Philip Dearman Mennell (10 March 1851 – 19 October 1905) was an English-born encyclopaedist, journalist and newspaper owner, active in Australia, author of the Dictionary of Australasian Biography (1892).

==Early life==
Mennell was born in Newcastle upon Tyne in England, the fourth son of George Mennell, a cokemaker, and his wife Hannah, née Tuke. Philip was the grandson of Samuel Tuke, the Quaker philanthropist and mental-health reformer.

Mennell was privately educated and published Lord John Manners, a Political Biography in 1872. Mennell studied law, was admitted as a solicitor, but soon afterward migrated to Victoria, Australia.

==Career==
From May 1877, Mennell printed and published the Bairnsdale Advertiser, becoming part-owner in 1879. In 1882, Mennell left for Melbourne and worked for The Age as acting sub-editor and leader-writer.

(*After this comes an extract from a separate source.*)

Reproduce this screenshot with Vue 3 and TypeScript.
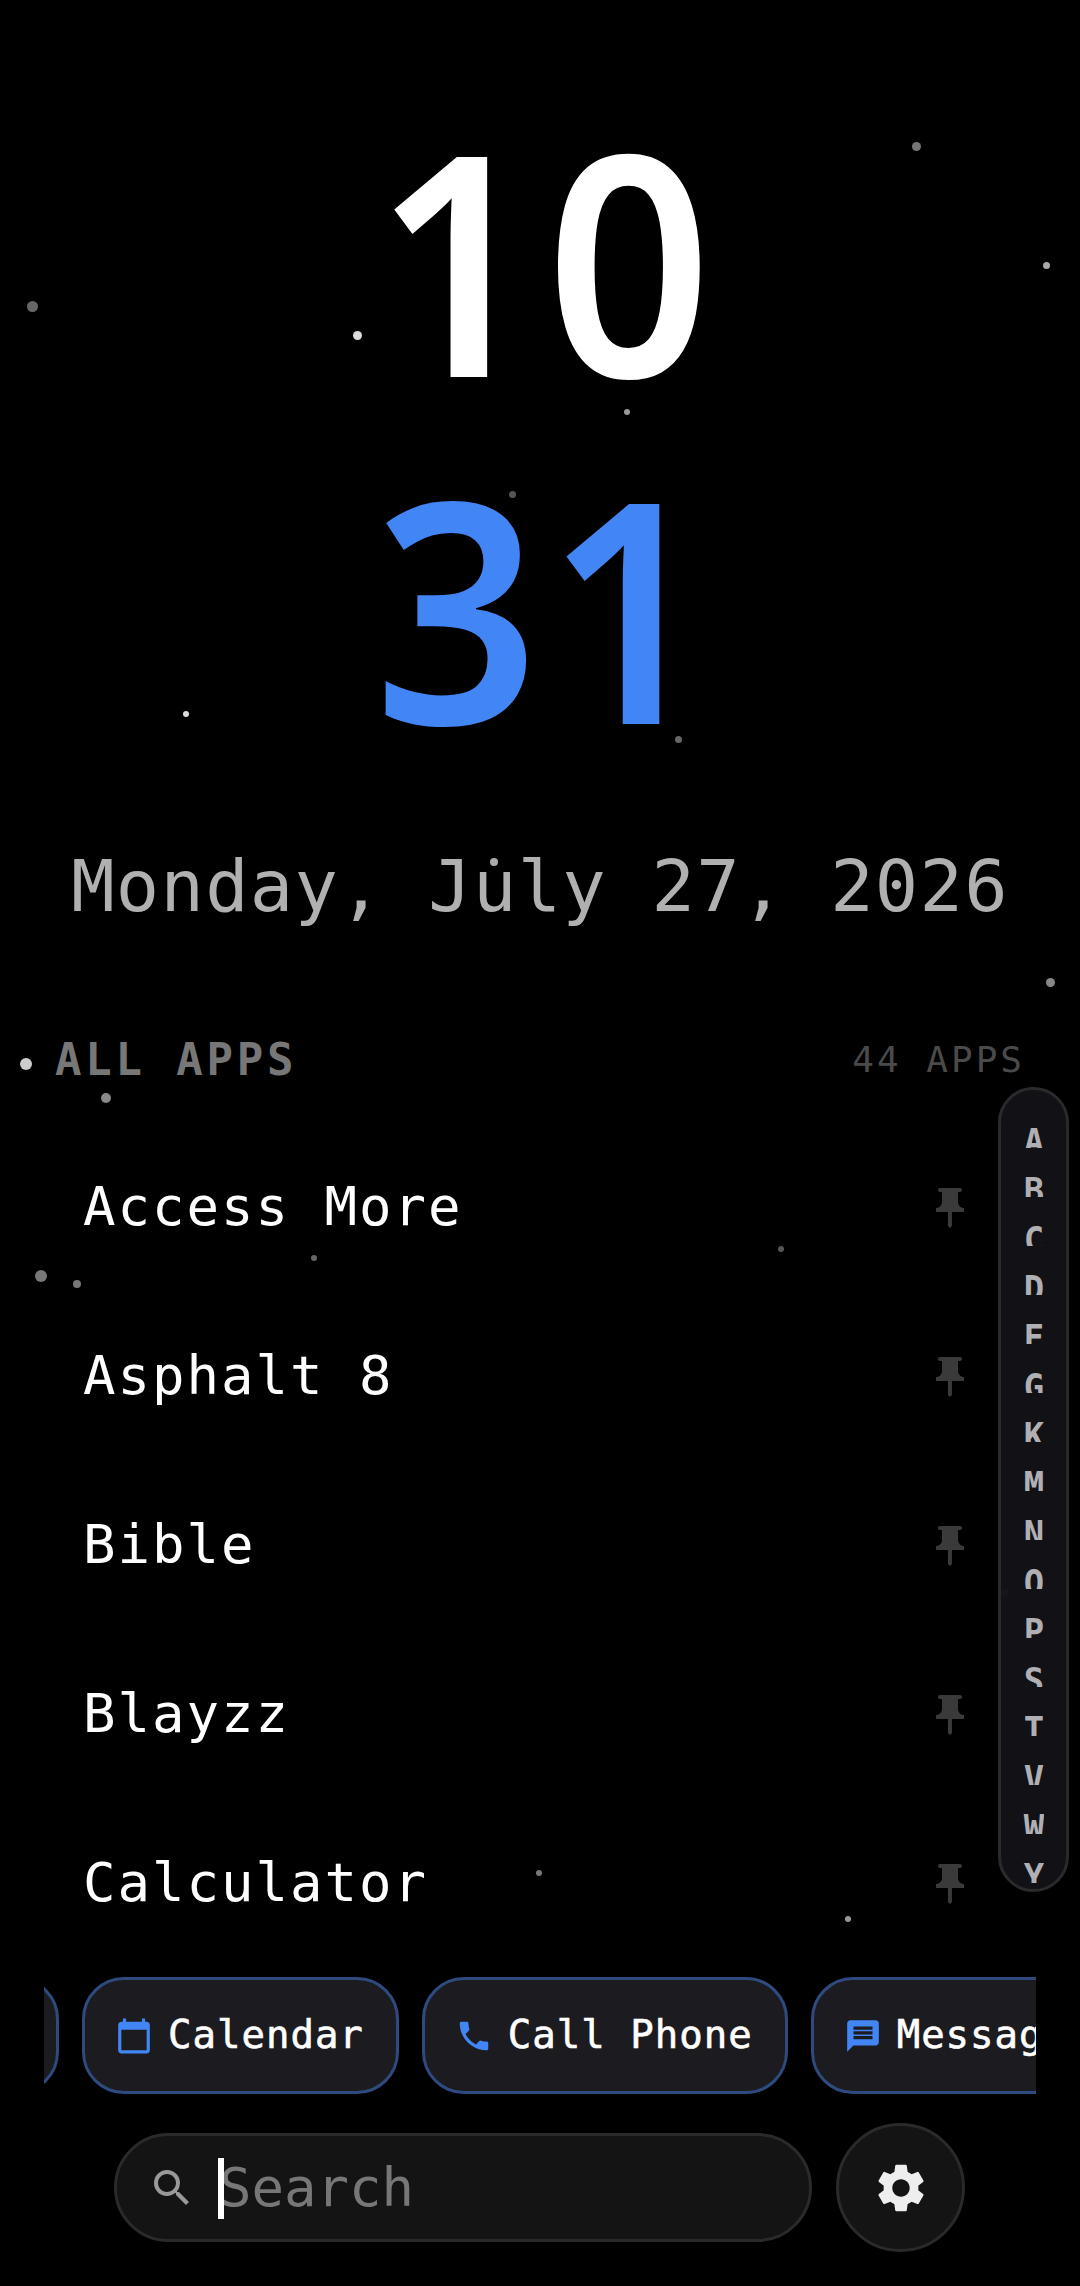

Mennell returned to London in 1883 and represented The Ages cable syndicate. In 1891 Mennell revisited Australia as special correspondent for the Daily Chronicle. The following year he published his Dictionary of Australasian Biography, sub-titled Comprising Notices of Eminent Colonists From the Inauguration of Responsible Government Down to the Present Time, which contained over 1500 entries. Mennell also published The Coming Colony in 1892, on Western Australia.

Mennell was also editor-proprietor of the British Australasian and New Zealand Mail from December 1892 until shortly before his death. He died in London, England, on 19 October 1905.